Common misinterpretations of thermal signatures on polycrystalline PV modules under different operational conditions

Abstract

Thermal Infrared (TIR) images may be misinterpreted due to the dynamic nature of the operational current–voltage (I-V) and thermal characteristics of photovoltaic (PV) cells and modules. This study investigates and analyses the I-V and thermal characteristics of polycrystalline PV modules to understand the behaviour of abnormal thermal signatures (hot cells) under varying operational points on a module’s I-V curve. A change in operational conditions influences the operational voltage points such that the mismatched cells behave differently under changing load conditions, varying irradiance and partial shading. Mismatched cells can operate in reverse bias and cause abnormal thermal signatures when the module’s operational voltage is less than the maximum power voltage(VMP), 24 V. The mismatch becomes more significant when the operational voltage is 0.2 V, close to short circuit conditions. Cell partial shading of < 10% results in dynamics of the abnormal thermal signatures and can mislead decisions during TIR imaging inspections when bad cells do not show abnormal thermal signatures on TIR images.

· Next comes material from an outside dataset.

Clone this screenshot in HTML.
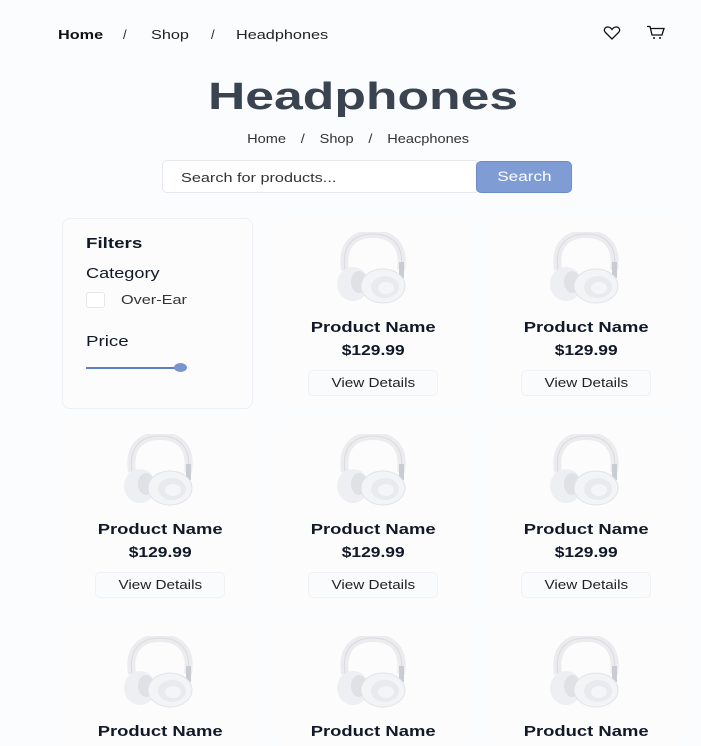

Carrying out TIR imaging on clean PV modules operating at < VMP will enhance mismatch and the bad cells can show as hot cells, unlike when operating at > VMP. Under low irradiance of < 600Wm−2, mismatched cells can easily emerge on TIR images, however, at irradiance levels > 600Wm−2, only cells having large isolated parts will cause significant mismatch and appear hot on TIR images. This study advances the understanding of the dynamics of operational I-V points and thermal signatures and can improve the operation and TIR imaging inspections of PV modules.